Is it even worth it? I wondered this to myself as I pulled into the parking lot at school and carried my bags back into my dorm.

He said …

We had been back from break for twenty-four hours, and I hadn’t heard much from Jess. During the brief dinner she had attended with the group, she was offset, quiet, and barely touched her food (though she stared at it plenty). Something was clearly eating at her, and I couldn’t shake the notion that it had to do with her weekend with Sid.

I have an open door policy. I try to be available for my friends whenever I know that they need someone to talk to. Unfortunately, it seemed Jess was too distant at the moment to feel comfortable coming to me, so I thought maybe she needed me to facilitate.

I plopped down on my computer and logged onto Facebook. She showed up in my Facebook Chat list. Perhaps, I thought, she’s not afraid to talk to me. Maybe she just needs an opportunity where she feels comfortable. I clicked on her name to open a chat. Jess was a talker, and I was a walker—we had a bit of a routine—and food makes everyone more comfortable, right?

Alex Laird: Hey. Subway and a walk to the park?
Jess Rathburn: Sure. Meet you outside my dorm.

Six words. Something was definitely off.

She said …

Alex was on to me, and I knew it. In the short time I had known him, I had learned that he was quite good at reading people, especially me. I was sure the reason he had asked me on this particular walk was because he had noticed that something wasn’t quite right with me.

I had been feeling distant and withdrawn ever since Easter Break, and as we settled down in the gazebo at the Cedarville park with a couple of Subway sandwiches, I knew Alex was waiting for me to start talking. I stared at my sub, feeling too guilty and ashamed to even speak. This was new territory for Alex and me, and I wasn’t sure how to proceed with such a delicate topic—or sure that I even wanted to.
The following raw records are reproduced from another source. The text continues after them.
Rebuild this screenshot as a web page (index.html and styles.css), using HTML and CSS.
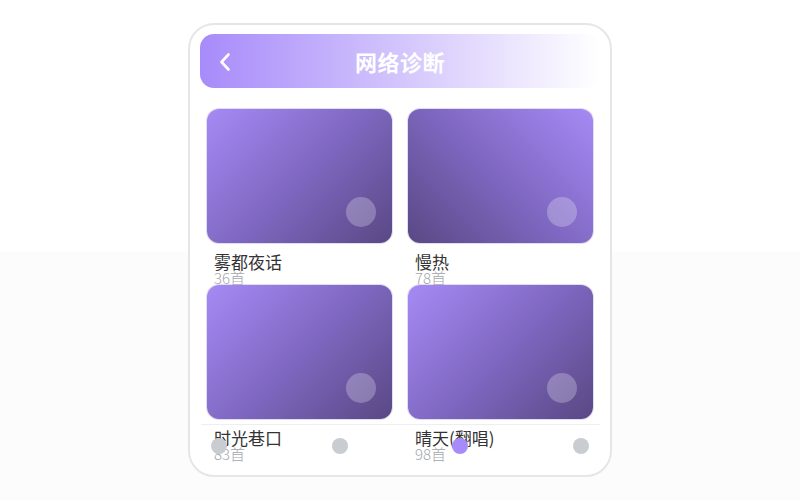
FILE: index.html
```html
<!DOCTYPE html>
<html lang="zh">
<head>
<meta charset="utf-8">
<title>网络诊断</title>
<link rel="stylesheet" href="styles.css">
</head>
<body>
<div class="phone">
  <header class="header">
    <span class="back">
      <svg width="14" height="20" viewBox="0 0 14 20"><path d="M10.5 2.5 L3.5 10 L10.5 17.5" fill="none" stroke="#fff" stroke-width="2.6" stroke-linecap="round" stroke-linejoin="round"/></svg>
    </span>
    <h1 class="title">网络诊断</h1>
    <span></span>
  </header>
  <main class="grid">
    <div class="item">
      <div class="cover cover-a"><span class="knob"></span></div>
      <div class="name">雾都夜话</div>
      <div class="sub">36首</div>
    </div>
    <div class="item">
      <div class="cover cover-b"><span class="knob"></span></div>
      <div class="name">慢热</div>
      <div class="sub">78首</div>
    </div>
    <div class="item">
      <div class="cover cover-a"><span class="knob"></span></div>
      <div class="name">时光巷口</div>
      <div class="sub">83首</div>
    </div>
    <div class="item">
      <div class="cover cover-a"><span class="knob"></span></div>
      <div class="name">晴天(翻唱)</div>
      <div class="sub">98首</div>
    </div>
  </main>
  <nav class="tabbar">
    <span class="dot"></span>
    <span class="dot"></span>
    <span class="dot active"></span>
    <span class="dot"></span>
  </nav>
</div>
</body>
</html>
```

FILE: styles.css
```css
* { box-sizing: border-box; }
html, body { height: 100%; }
body {
  margin: 0;
  display: flex;
  align-items: center;
  justify-content: center;
  background: linear-gradient(180deg, #ffffff 50.4%, #fcfcfd 50.4%);
  font-family: "Noto Sans CJK SC", "Noto Sans", sans-serif;
}
.phone {
  position: relative;
  width: 424px;
  height: 454px;
  border: 2px solid #e6e6ea;
  border-radius: 26px;
  background: #ffffff;
  padding: 9px 10px;
  display: flex;
  flex-direction: column;
  overflow: hidden;
}
.header {
  flex: none;
  height: 54px;
  border-radius: 14px;
  background: linear-gradient(90deg, #a78bfa 0%, #ffffff 100%);
  display: grid;
  grid-template-columns: 50px 1fr 50px;
  align-items: center;
}
.back {
  display: flex;
  justify-content: center;
  align-items: center;
  padding-top: 1px;
}
.back svg { display: block; }
.title {
  margin: 0;
  text-align: center;
  color: #ffffff;
  font-size: 22px;
  font-weight: 700;
  line-height: 52px;
  letter-spacing: 0.5px;
}
.grid {
  flex: 1;
  min-height: 0;
  overflow: hidden;
  display: grid;
  grid-template-columns: 1fr 1fr;
  column-gap: 16px;
  align-content: start;
  padding: 21px 7px 0;
}
.cover {
  position: relative;
  height: 134px;
  border-radius: 12px;
  box-shadow: 0 0 0 1px rgba(190, 175, 230, 0.45);
}
.cover-a { background: linear-gradient(135deg, #a68af5 0%, #7f68c2 50%, #594884 100%); }
.cover-b { background: linear-gradient(225deg, #a68af5 0%, #7f68c2 50%, #594884 100%); }
.knob {
  position: absolute;
  right: 16px;
  bottom: 16px;
  width: 30px;
  height: 30px;
  border-radius: 50%;
  background: rgba(255, 255, 255, 0.25);
}
.name {
  margin-top: 10px;
  padding-left: 7px;
  font-size: 17px;
  font-weight: 400;
  line-height: 18px;
  color: #333333;
  white-space: nowrap;
}
.sub {
  padding-left: 7px;
  font-size: 15px;
  font-weight: 300;
  line-height: 14px;
  color: #a3a6ab;
}
.tabbar {
  position: absolute;
  left: 11px;
  right: 10px;
  bottom: 9px;
  height: 42px;
  border-top: 1px solid #eceef1;
  display: flex;
  align-items: center;
  justify-content: space-between;
  padding: 0 11px 0 10px;
}
.dot {
  width: 16px;
  height: 16px;
  border-radius: 50%;
  background: #c9ccd1;
}
.dot.active { background: #a78bfa; }
```
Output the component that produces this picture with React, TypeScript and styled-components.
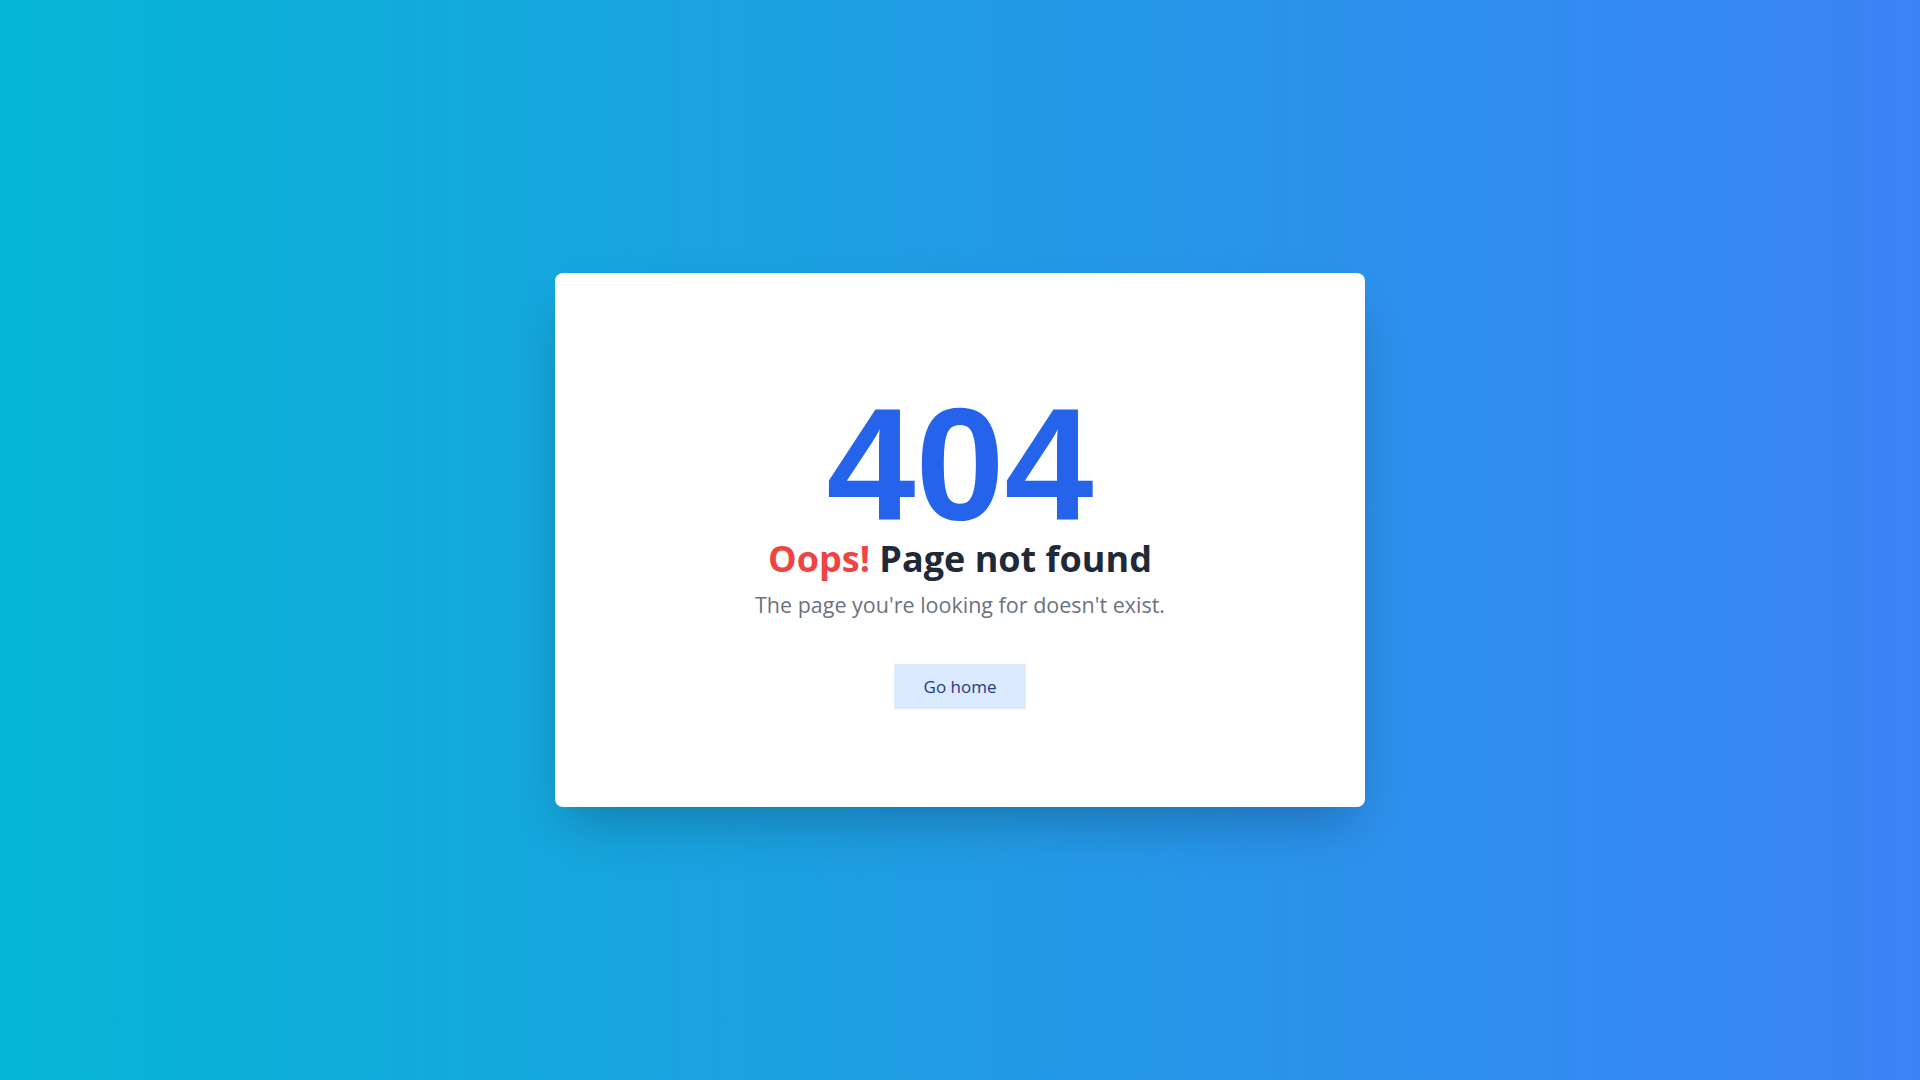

“So.” Alex took a bite out of his sandwich and sat it back down. “How was break?” He looked pointedly at me. It was a loaded question, and we both knew it.

I took a shaky breath, feeling the tears already beginning to start. I wasn’t sure I was going to be able to have this conversation, but I needed desperately to talk about it. I poked at my uneaten sandwich and blinked back the tears.

“Hey,” Alex reassured, trying to crane his neck down to my level. I glanced up into his kind, sympathetic eyes. “It’s okay.”

And with that, the whole story spilled out of me, in what felt like one long, shaky, crying breath. I told Alex everything, suddenly filled with assurance that I could tell him every detail without fear of him passing judgment. The more I talked, the more I cried … and the more I wanted to crawl into a hole and disappear. Alex reached across the table and rubbed my arm, patiently letting me get it all out. I glanced momentarily up at him, relieved to see that he looked surprisingly calm.

I wrapped up my rambling story by describing the moments leading up to me smacking Sid, still staring straight at the picnic table, too embarrassed to look Alex in the eye again. When I finally got it all out, still staring at the table, I heard Alex take a deep breath. “Would you mind if I talked to Sid,” I heard him ask. And, surprised, I heard myself consent.

I felt too relieved that I had gotten through the whole story to really think about what Alex had just requested. As I wiped my eyes again, I had no idea what thoughts racing through Alex’s mind about his upcoming conversation with Sid. And though his face was calm and reassuring, I was unaware of his fists clenched in fury beneath the table.